When I look at Plasma, I don’t start by asking what makes it impressive. I start by asking what kind of problem it’s actually trying to solve and whether its design choices line up with the way people already behave. The clearest way I’ve found to frame it is as settlement infrastructure that happens to be implemented as a Layer 1, rather than as a general-purpose blockchain trying to express an ideology. That framing matters because it changes the criteria for success. The question becomes whether the system reduces friction in moving stable value, not whether it maximizes flexibility or novelty.

After spending time with the design, what stands out is how narrowly Plasma defines its job. Stablecoins are not an abstract use case. They are already used as everyday money in many parts of the world, often by people who don’t think of themselves as crypto users at all. These users don’t care about virtual machines or consensus models. They care about whether a transfer goes through quickly, whether the cost is predictable, and whether the system feels trustworthy enough to rely on repeatedly. Plasma seems to start from that reality and work backward.

The choice to remain fully EVM-compatible through Reth reads to me as a practical decision rather than a philosophical one. Payments infrastructure benefits from familiarity and operational maturity. Using a well-understood execution environment lowers the risk of subtle failures at the layer where mistakes are least forgivable. What matters more is how Plasma constrains that environment to serve its purpose. Sub-second finality through PlasmaBFT is not about chasing performance for its own sake. It reflects the simple fact that when people move money, delays feel like uncertainty. Fast finality aligns the system with human expectations around settlement, especially in everyday contexts where waiting even a minute feels broken.
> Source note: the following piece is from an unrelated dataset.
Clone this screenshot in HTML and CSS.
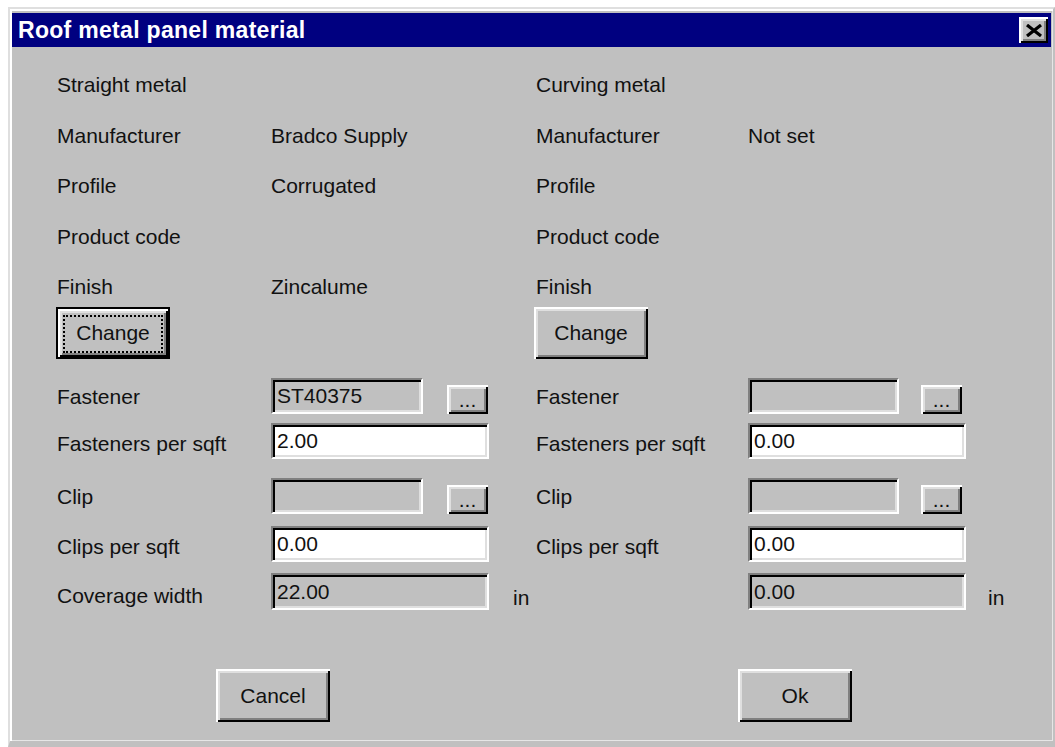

I also pay attention to what Plasma chooses to hide. Gasless USDT transfers and stablecoin-first gas are not flashy features, but they reveal a lot about priorities. Asking users to manage volatile assets just to pay fees introduces unnecessary cognitive overhead. In the real world, people expect to spend the same unit they are transferring. By treating the stablecoin as the primary economic unit, Plasma removes a layer of mental translation that most users never asked for. Complexity still exists, but it is absorbed by the system instead of pushed onto the user.

The Bitcoin-anchored security model is one of the elements I approach with the most curiosity. I don’t see it as a symbolic attachment, but as an attempt to introduce an external anchor for neutrality and censorship resistance. If it works as intended, it adds a layer of assurance without requiring users to understand or interact with it. That balance is important. Security mechanisms are most effective when they fade into the background and only become visible when something goes wrong. Whether Plasma can maintain that invisibility as usage scales is an open question, but the intent feels grounded.

What I find useful is to think about Plasma’s real applications as stress tests rather than showcases. Retail transfers in high-adoption regions, merchant settlements, and institutional payment flows all place different demands on the system. They test whether fees remain stable under load, whether finality stays predictable, and whether failures are handled cleanly. These scenarios are not glamorous, but they are where infrastructure proves itself. A system built for stablecoin settlement should feel uneventful in these moments. Reliability is the product.

When it comes to the token, I deliberately avoid thinking about it in speculative terms. Its relevance is in how it supports usage, aligns participants, and sustains the network’s operation. Ideally, most users never need to think about it at all. In my experience, the best infrastructure fades from view as it becomes more useful. The token’s role should be to make the system function smoothly, not to demand attention.

Stepping back, Plasma represents a broader shift in how blockchain infrastructure can be designed for everyday use. Instead of celebrating complexity, it treats complexity as something to be managed quietly. Instead of trying to be everything, it commits to doing one thing well. That approach may not excite people who are looking for novelty, but it resonates with anyone who has built or relied on real systems before. Infrastructure that works is rarely loud. It earns trust by being predictable, legible, and boring in the best sense of the word. If Plasma continues to prioritize those qualities, it points toward a future where blockchains feel less like experiments and more like dependable tools woven into daily financial life.